The Geopolitical Signaling Failure
Arriving at a ministerial summit without an approved capital plan signals an internal governance failure to both adversaries and allies. It demonstrates that the state’s political apparatus cannot align its domestic economic policy with its global treaty obligations. This weakens the UK's position within Nato’s deliberative bodies. When the alliance calculates its collective deterrence posture, its planning staffs evaluate concrete, funded capabilities rather than legislative promises. A state that presents an unbacked spending target of 2.68% against an alliance benchmark of 5.0% undergoes a systematic loss of influence over strategic direction, command appointments, and industrial procurement routing.
Strategic Action Plan for the Ministry of Defence
To arrest the decay of its position within the alliance and resolve the structural deficit before the Ankara summit, the UK must abandon rhetorical positioning and execute a cold-eyed re-indexing of its defense economics.

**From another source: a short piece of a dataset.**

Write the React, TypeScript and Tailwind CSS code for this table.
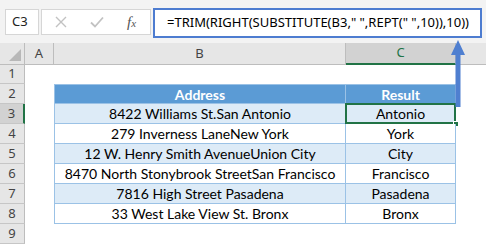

1. Enact a Hard Decoupling of Strategic and Conventional Funding
The MoD must legally and structurally isolate the funding for the Continuous At-Sea Deterrent and strategic nuclear infrastructure from the core conventional defense budget. Nuclear procurement operates on multi-decade lifecycle economics that distort annual conventional equipment plans. By placing the strategic nuclear deterrent under a separate, ring-fenced Treasury funding mechanism, the core defense budget can be evaluated purely against conventional readiness, bringing transparency to the actual cost of land, air, and sea capabilities.
2. Implement the Nato 3.5% Core / 1.5% Resilience Disaggregation
Rather than resisting Mark Rutte's 5.0% target, the UK must formally adopt the framework but optimize its delivery. The 1.5% resilience mandate provides a mechanism to leverage non-MoD departmental budgets to fulfill Nato requirements.
- Infrastructure Reclassification: Shift capital expenditure on domestic energy grid hardening, cyber defense infrastructure (via GCHQ and the Home Office), and maritime border security (via the Border Force) into the broader 1.5% Nato resilience ledger.
- Treasury Reconciliation: This accounting realignment allows the UK to show immediate progress toward the aggregate 5.0% target without requiring the Treasury to inject the entire capital sum directly into the MoD's traditional procurement channels.
3. Establish Sovereign Procurement Offsets for Sovereign Access
In negotiations with the US defense apparatus regarding basing rights, the UK must convert its geographic assets into capital offsets. If the United States requires unhindered, friction-free deployment capabilities through British sovereign territory and dependencies, the UK must condition this seamless access on reciprocal industrial concessions. This involves securing guaranteed, high-value transfer of military technology, direct integration of British defense firms into the US supply chain, and co-investment in forward-deployed logistics hubs funded significantly by the US defense budget. This directly lowers the UK's long-term infrastructure maintenance costs while preserving its sovereignty over key military real estate.